The nation with
them was personal, not territorial. Their country was wherever
they fed their flocks and herds, pitched their tents, and
encamped for the night. There were Germans, but no German state,
and even to-day the German finds his "father-land" wherever the
German speech is spoken. The Polish, Sclavonian, Hungarian,
Illyrian, Italian, and other provinces held by German states, in
which the German language is not the mother-tongue, are excluded
from the Germanic Confederation.
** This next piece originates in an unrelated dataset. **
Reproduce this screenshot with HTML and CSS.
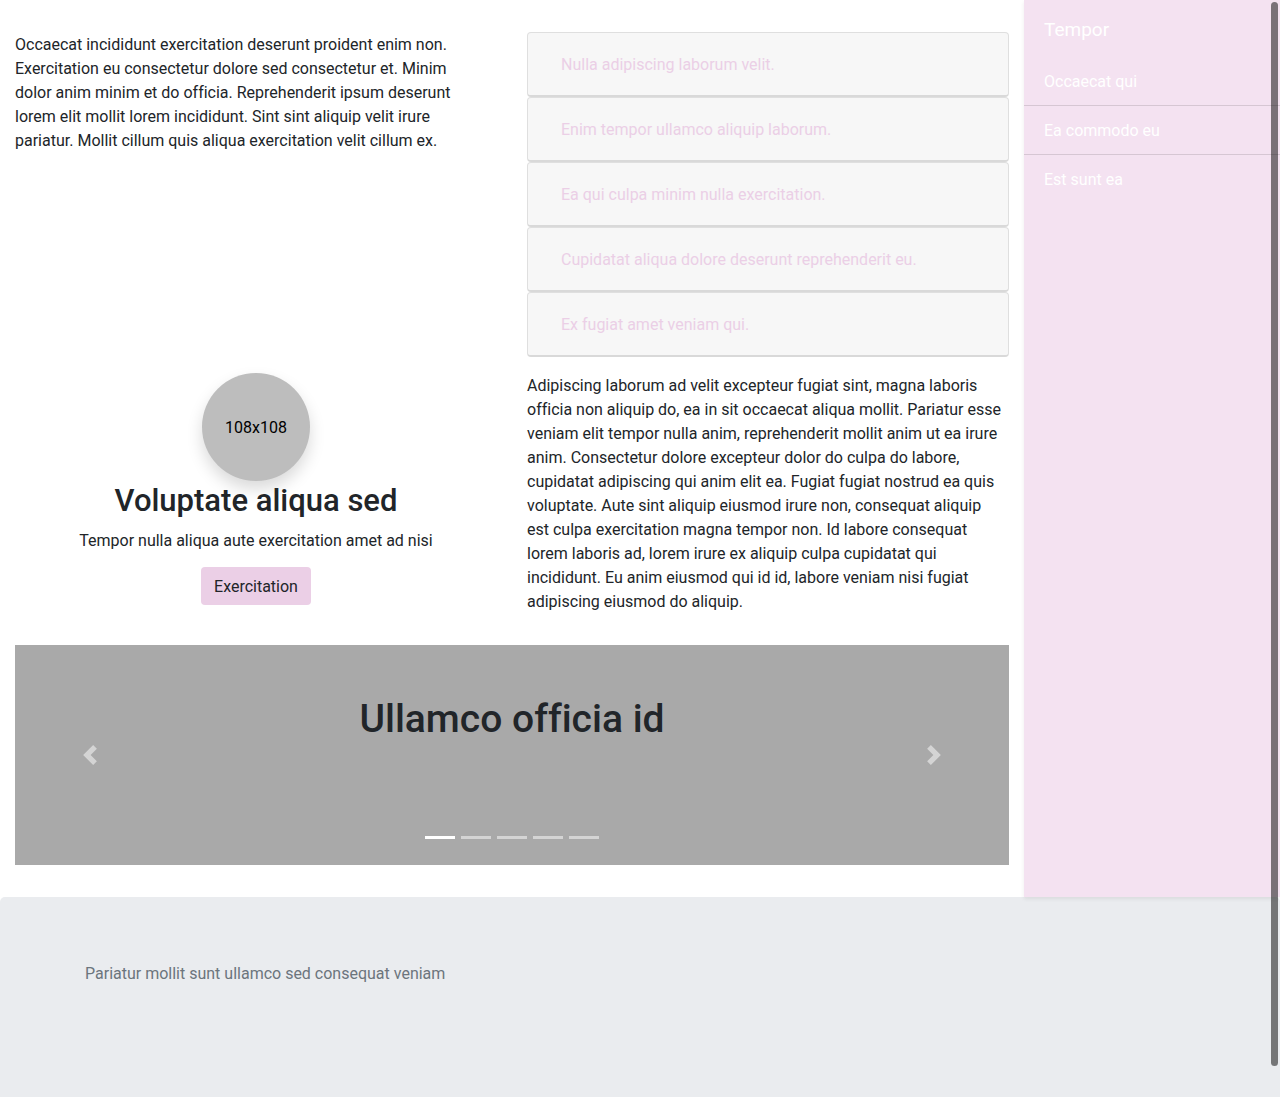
FILE: index.html
```html
<!DOCTYPE html>
<html lang="en">
<head>
<meta charset="utf-8">
<meta name="viewport" content="width=device-width, initial-scale=1">
<title>Tempor</title>
<link rel="stylesheet" href="styles.css">
</head>
<body>
<div class="wrapper">
  <main class="content">
    <p class="text">Occaecat incididunt exercitation deserunt proident enim non. Exercitation eu consectetur dolore sed consectetur et. Minim<br>
      dolor anim minim et do officia. Reprehenderit ipsum deserunt<br>
      lorem elit mollit lorem incididunt. Sint sint aliquip velit irure<br>
      pariatur. Mollit cillum quis aliqua exercitation velit cillum ex.</p>
    <div class="accordion">
      <div class="card"><button class="card-button" type="button">Nulla adipiscing laborum velit.</button></div>
      <div class="card"><button class="card-button" type="button">Enim tempor ullamco aliquip laborum.</button></div>
      <div class="card"><button class="card-button" type="button">Ea qui culpa minim nulla exercitation.</button></div>
      <div class="card"><button class="card-button" type="button">Cupidatat aliqua dolore deserunt reprehenderit eu.</button></div>
      <div class="card"><button class="card-button" type="button">Ex fugiat amet veniam qui.</button></div>
    </div>
    <section class="profile">
      <div class="avatar">108x108</div>
      <h2 class="profile-title">Voluptate aliqua sed</h2>
      <p>Tempor nulla aliqua aute exercitation amet ad nisi</p>
      <button class="button" type="button">Exercitation</button>
    </section>
    <p class="text">Adipiscing laborum ad velit excepteur fugiat sint, magna laboris officia non aliquip do, ea in sit occaecat aliqua mollit. Pariatur esse veniam elit tempor nulla anim, reprehenderit mollit anim ut ea irure anim. Consectetur dolore excepteur dolor do culpa do labore, cupidatat adipiscing qui anim elit ea. Fugiat fugiat nostrud ea quis voluptate. Aute sint aliquip eiusmod irure non, consequat aliquip<br>
      est culpa exercitation magna tempor non. Id labore consequat<br>
      lorem laboris ad, lorem irure ex aliquip culpa cupidatat qui<br>
      incididunt. Eu anim eiusmod qui id id, labore veniam nisi fugiat<br>
      adipiscing eiusmod do aliquip.</p>
    <section class="carousel">
      <button class="carousel-control" type="button" aria-label="Previous">
        <svg width="20" height="20" viewBox="0 0 8 8" fill="#fff"><path d="M5.25 0l-4 4 4 4 1.5-1.5L4.25 4l2.5-2.5L5.25 0z"/></svg>
      </button>
      <div class="slide">
        <h1 class="slide-title">Ullamco officia id</h1>
        <div class="indicators">
          <button class="indicator active" type="button" aria-label="Slide 1"></button>
          <button class="indicator" type="button" aria-label="Slide 2"></button>
          <button class="indicator" type="button" aria-label="Slide 3"></button>
          <button class="indicator" type="button" aria-label="Slide 4"></button>
          <button class="indicator" type="button" aria-label="Slide 5"></button>
        </div>
      </div>
      <button class="carousel-control" type="button" aria-label="Next">
        <svg width="20" height="20" viewBox="0 0 8 8" fill="#fff"><path d="M2.75 0l-1.5 1.5L3.75 4l-2.5 2.5L2.75 8l4-4-4-4z"/></svg>
      </button>
    </section>
  </main>
  <aside class="sidebar">
    <div class="sidebar-heading">Tempor</div>
    <nav class="menu">
      <a class="menu-item" href="#">Occaecat qui</a>
      <a class="menu-item" href="#">Ea commodo eu</a>
      <a class="menu-item" href="#">Est sunt ea</a>
    </nav>
  </aside>
</div>
<footer class="footer">
  <div class="container">Pariatur mollit sunt ullamco sed consequat veniam</div>
</footer>
<div class="scroll-thumb" aria-hidden="true"></div>
</body>
</html>
```
FILE: styles.css
```css
*, *::before, *::after { box-sizing: border-box; }

body {
  display: flex;
  flex-direction: column;
  min-height: 100vh;
  margin: 0;
  background: #fff;
  color: #212529;
  font-family: Roboto, "Liberation Sans", sans-serif;
  font-size: 16px;
  font-variant-ligatures: none;
  line-height: 24px;
}

h1, h2, p { margin: 0; }

button {
  margin: 0;
  padding: 0;
  border: 0;
  background: none;
  color: inherit;
  font: inherit;
  font-variant-ligatures: none;
  cursor: pointer;
}

.wrapper {
  display: grid;
  grid-template-columns: 4fr 1fr;
}

.content {
  display: grid;
  grid-template-columns: 1fr 1fr;
  gap: 16px 30px;
  padding: 32px 15px;
}

.text { padding-top: 1px; }

.card {
  padding: 12px 20px;
  border: 1px solid #dfdfdf;
  border-bottom: 2px solid #d9d9d9;
  border-radius: 4px;
  background: #f7f7f7;
}

.card-button {
  display: block;
  padding: 8px 13px 6px;
  color: #ebcfe6;
}

.profile {
  display: flex;
  flex-direction: column;
  align-items: center;
  text-align: center;
}

.avatar {
  display: flex;
  align-items: center;
  justify-content: center;
  width: 108px;
  height: 108px;
  padding-top: 2px;
  border-radius: 50%;
  background: #bdbdbd;
  box-shadow: 0 8px 16px rgba(0, 0, 0, .15);
  color: #000;
}

.profile-title {
  margin-bottom: 8px;
  font-size: 31px;
  font-weight: 500;
  line-height: 40px;
}

.button {
  margin-top: 14px;
  padding: 8px 13px 6px;
  border-radius: 4px;
  background: #ebcfe6;
}

.carousel {
  display: grid;
  grid-template-columns: 15% 1fr 15%;
  grid-column: 1 / -1;
  min-height: 220px;
  margin-top: 15px;
  background: #a9a9a9;
}

.carousel-control {
  display: flex;
  align-items: center;
  justify-content: center;
  opacity: .5;
}

.slide {
  display: flex;
  flex-direction: column;
  align-items: center;
  justify-content: space-between;
  padding: 48px 0 16px;
}

.slide-title {
  font-size: 39px;
  font-weight: 500;
  line-height: 52px;
}

.indicators {
  display: flex;
  gap: 6px;
}

.indicator {
  width: 30px;
  height: 23px;
  border: solid transparent;
  border-width: 10px 0;
  background: #fff;
  background-clip: padding-box;
  opacity: .5;
}

.indicator.active { opacity: 1; }

.sidebar {
  z-index: 1;
  background: #f4e2f1;
  box-shadow: 0 2px 4px rgba(0, 0, 0, .075);
  color: #fff;
}

.sidebar-heading {
  padding: 15px 20px 13px;
  font-size: 19px;
  line-height: 29px;
}

.menu-item {
  display: block;
  padding: 13px 20px 11px;
  color: #fff;
  text-decoration: none;
}

.menu-item + .menu-item { border-top: 1px solid #d6c6d3; }

.footer {
  flex: 1;
  padding: 65px 32px;
  border-radius: 5px 5px 0 0;
  background: #eaecef;
  color: #6c757d;
}

.container {
  max-width: 1140px;
  margin: 0 auto;
  padding: 0 15px;
}

.scroll-thumb {
  position: fixed;
  z-index: 2;
  top: 2px;
  right: 2px;
  bottom: 31px;
  width: 7px;
  border-radius: 4px;
  background: rgba(0, 0, 0, .5);
}
```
The Turks, or Osmanlis, are a
race, not a state, and are encamped, not settled, on the site of
the Eastern Roman or Greek Empire.
Even when the barbaric nations have ceased to be nomadic,
pastoral, or predatory nations, as the ancient Assyrians and
Persians or modern Chinese, and have their geographical
boundaries, they have still no state, no country. The nation
defines the boundaries, not the boundaries the nation. The
nation does not belong to the territory, but the territory to the
nation or its chief. The Irish and Anglo-Saxons, in former
times, held the land in gavelkind, and the territory belonged to
the tribe or sept; but if the tribe held it as indivisible, they
still held it as private property. The shah of Persia holds the
whole Persian territory as private property, and the landholders
among his subjects are held to be his tenants.